2. The prison … functions ideologically as an abstract site into which undesirables are deposited, relieving us of the responsibility of thinking about the real issues afflicting those communities from which prisoners are drawn in such disproportionate numbers … It relieves us of the responsibility of seriously engaging with the problems of our society, especially those produced by racism and, increasingly, global capitalism. (page 16)

Why this is important: Like any good twelve step program, we can’t get anywhere until we admit we have a problem. The prison system is a problem, but that is conveniently overlooked most of the time. Instead, we like to pretend it’s a solution. Thus not only does the system trick us into ignoring how much of a problem prisons are, it also helps us forget about how much we should be doing about other issues, like poverty and racism. Got a social problem? Call it a legal problem, lock some folks up, and you don’t have to think about it anymore. Remember how the Jim Crow laws of the postbellum South eased the social and economic transition away from slavery for white folks who wanted to hold onto white supremacy and an incredibly affordable labor pool? How about that time that the “War on Poverty” was replaced with the “War on Drugs”? 

3. Positing decarceration as our overarching strategy, we [should] try to envision a continuum of alternatives to imprisonment–demilitarization of schools, revitalization of education at all levels, a health system that provides free physical and mental care to all, and a justice system based on reparation and reconciliation rather than retribution and vengeance. (page 107)
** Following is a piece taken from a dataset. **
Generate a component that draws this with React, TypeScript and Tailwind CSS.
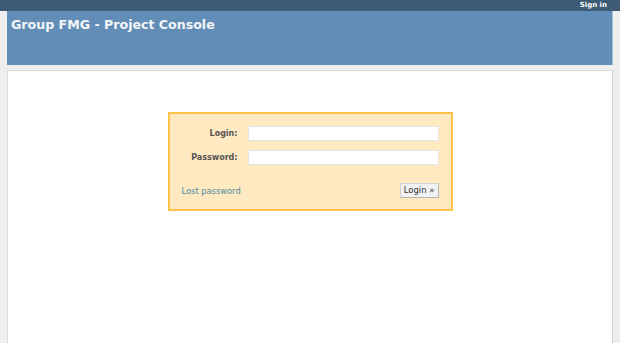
import React from 'react';

export default function App() {
  return (
    <div
      className="w-[620px] h-[343px] overflow-hidden bg-[#eeeeee] text-[#484848]"
      style={{ fontFamily: '"DejaVu Sans", Verdana, sans-serif' }}
    >
      {/* top menu */}
      <div className="h-[11px] bg-[#3e5b76] flex items-center justify-end pr-[13px]">
        <a className="text-[7px] font-bold text-white leading-none">Sign in</a>
      </div>

      <div className="px-[7px]">
        {/* header */}
        <div className="h-[54px] bg-[#628db6] border-r border-[#a7bfd8] pl-[4px] pt-[5px]">
          <h1 className="text-[12.6px] leading-[18px] text-[#f4f6f8] font-bold">
            Group FMG - Project Console
          </h1>
        </div>

        {/* main content */}
        <div className="mt-[5px] h-[280px] bg-white border border-[#dddddd] border-r-[#cfcfcf] flex justify-center pt-[41px]">
          <div className="w-[285px] h-[99px] bg-[#ffe9c1] border-2 border-[#fdc24a] flex flex-col px-[12px] pt-[11px]">
            <div className="flex items-center h-[17px]">
              <label className="w-[57px] text-right text-[8px] font-bold text-[#555]">Login:</label>
              <input className="ml-[10px] w-[191px] h-[15px] bg-white border border-[#e4e4e4] outline-none" />
            </div>
            <div className="flex items-center h-[17px] mt-[7px]">
              <label className="w-[57px] text-right text-[8px] font-bold text-[#555]">Password:</label>
              <input type="password" className="ml-[10px] w-[191px] h-[15px] bg-white border border-[#e4e4e4] outline-none" />
            </div>
            <div className="flex items-center justify-between mt-[17px]">
              <a className="text-[8.3px] text-[#4a8aa3] mt-[2px]">Lost password</a>
              <button className="h-[15px] px-[3px] text-[8.5px] leading-none text-[#333] bg-[#f1f1f1] border border-[#d2d2d2] border-b-[#b5b5b5] border-r-[#b5b5b5]">
                Login »
              </button>
            </div>
          </div>
        </div>
      </div>
    </div>
  );
}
Why I’m into this: We can’t think about how to deal with the prison system unless we recognize that what we’re dealing with is way bigger than that. This is not a prison problem, this is an everything problem. Pick a social issue, any social issue. Prisons are probably partially responsible for it, in some way a product of it, and are probably helping to keep that problem around. Heterosexism, sexism, racism, classism, American exceptionalism: I could go on all day. In the same way that you can’t go about addressing sexism without addressing racism, there is (fortunately or unfortunately, I’m not sure) no way to fix prisons without fixing a bunch of other shit, too.

4. The alternatives toward which I have gestured … which can also include job and living wage programs, alternatives to the disestablished welfare program, community-based recreation, and many more … are associated both directly and indirectly with the existing system of criminal justice. But, however mediated their relation might be to the current system of jails and prisons, these alternatives are attempting to reverse the impact of the prison industrial complex on our world. (page 111)

Why this one, too: OK, so this may sound a little bit like number three, and God knows there’s enough of value in that book so that I probably could have picked a more diverse selection, but there’s something special about this one. The crucial point here is that everything that we do, from a reduction in sentencing to the establishment of a great transitional housing facility to family sentencing circles for youth, must be focused on “[reversing] the impact of the prison industrial complex on our world.” It’s not good enough to do something better than what already exists because reforms function – intentionally or not – to entrench the prison system in our world. It sounds a little like I’m saying let people rot in horrible conditions, because the worse prisons are now the more likely it is that we’ll get rid of them in the future. That’s not completely true, but it’s not completely false either. Food for thought, and more on this (and all the other points in this post) soon.